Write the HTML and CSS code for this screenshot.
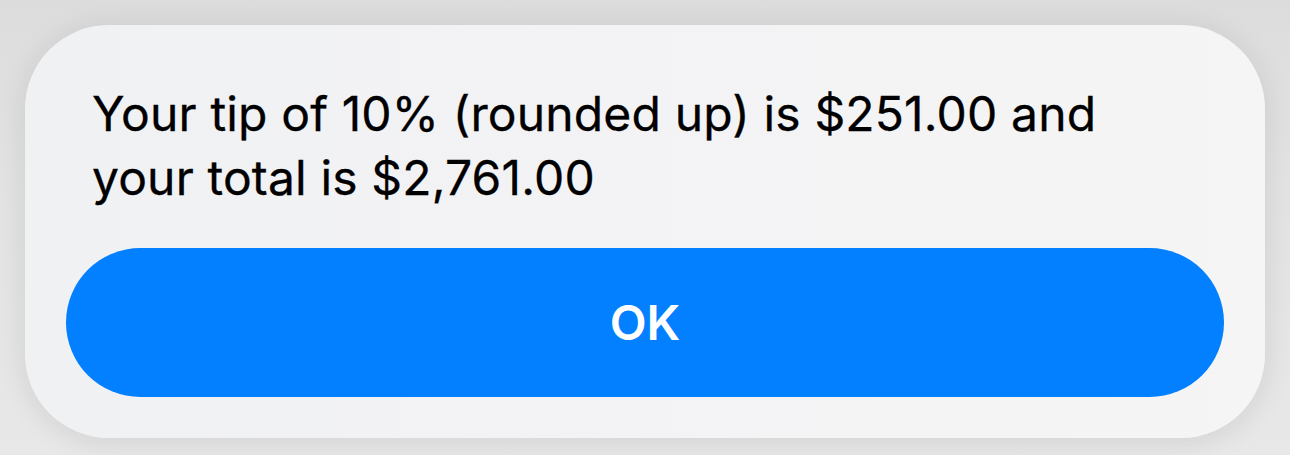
FILE: index.html
```html
<!DOCTYPE html>
<html lang="en">
<head>
<meta charset="utf-8">
<title>Tip result</title>
<link rel="stylesheet" href="styles.css">
</head>
<body>
  <div class="alert" role="alertdialog">
    <p class="alert-message">Your tip of 10% (rounded up) is $251.00 and your total is $2,761.00</p>
    <button class="alert-button" type="button">OK</button>
  </div>
</body>
</html>
```

FILE: styles.css
```css
html, body {
  margin: 0;
  height: 100%;
}

body {
  width: 1290px;
  height: 455px;
  box-sizing: border-box;
  padding: 25px;
  background: linear-gradient(180deg, #dcdcdc 0%, #e3e3e3 40%, #e8e8e8 100%);
  font-family: Inter, "Noto Sans", "Liberation Sans", sans-serif;
  overflow: hidden;
}

.alert {
  height: 413px;
  box-sizing: border-box;
  display: flex;
  flex-direction: column;
  padding: 57px 41px 41px;
  background: linear-gradient(90deg, #f0f1f3 0%, #f3f3f5 50%, #f5f5f5 100%);
  border-radius: 84px;
  box-shadow: 0 4px 30px rgba(0, 0, 0, 0.10);
}

.alert-message {
  margin: 0 0 0 26px;
  max-width: 1040px;
  font-size: 48px;
  line-height: 64px;
  font-weight: 400;
  color: #000;
  letter-spacing: 0.15px;
  -webkit-text-stroke: 0.3px #000;
}

.alert-button {
  margin-top: auto;
  height: 149px;
  border: 0;
  border-radius: 75px;
  background: #0380ff;
  color: #fff;
  font-family: inherit;
  font-size: 48px;
  font-weight: 600;
  cursor: pointer;
}
```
************
### Aim of the exercise
Leave the images out, please, and restate each line word for word.

### Response to the task
Write the HTML and CSS code for this screenshot.
FILE: index.html
```html
<!DOCTYPE html>
<html lang="en">
<head>
<meta charset="utf-8">
<title>Tip result</title>
<link rel="stylesheet" href="styles.css">
</head>
<body>
  <div class="alert" role="alertdialog">
    <p class="alert-message">Your tip of 10% (rounded up) is $251.00 and your total is $2,761.00</p>
    <button class="alert-button" type="button">OK</button>
  </div>
</body>
</html>
```

FILE: styles.css
```css
html, body {
  margin: 0;
  height: 100%;
}

body {
  width: 1290px;
  height: 455px;
  box-sizing: border-box;
  padding: 25px;
  background: linear-gradient(180deg, #dcdcdc 0%, #e3e3e3 40%, #e8e8e8 100%);
  font-family: Inter, "Noto Sans", "Liberation Sans", sans-serif;
  overflow: hidden;
}

.alert {
  height: 413px;
  box-sizing: border-box;
  display: flex;
  flex-direction: column;
  padding: 57px 41px 41px;
  background: linear-gradient(90deg, #f0f1f3 0%, #f3f3f5 50%, #f5f5f5 100%);
  border-radius: 84px;
  box-shadow: 0 4px 30px rgba(0, 0, 0, 0.10);
}

.alert-message {
  margin: 0 0 0 26px;
  max-width: 1040px;
  font-size: 48px;
  line-height: 64px;
  font-weight: 400;
  color: #000;
  letter-spacing: 0.15px;
  -webkit-text-stroke: 0.3px #000;
}

.alert-button {
  margin-top: auto;
  height: 149px;
  border: 0;
  border-radius: 75px;
  background: #0380ff;
  color: #fff;
  font-family: inherit;
  font-size: 48px;
  font-weight: 600;
  cursor: pointer;
}
```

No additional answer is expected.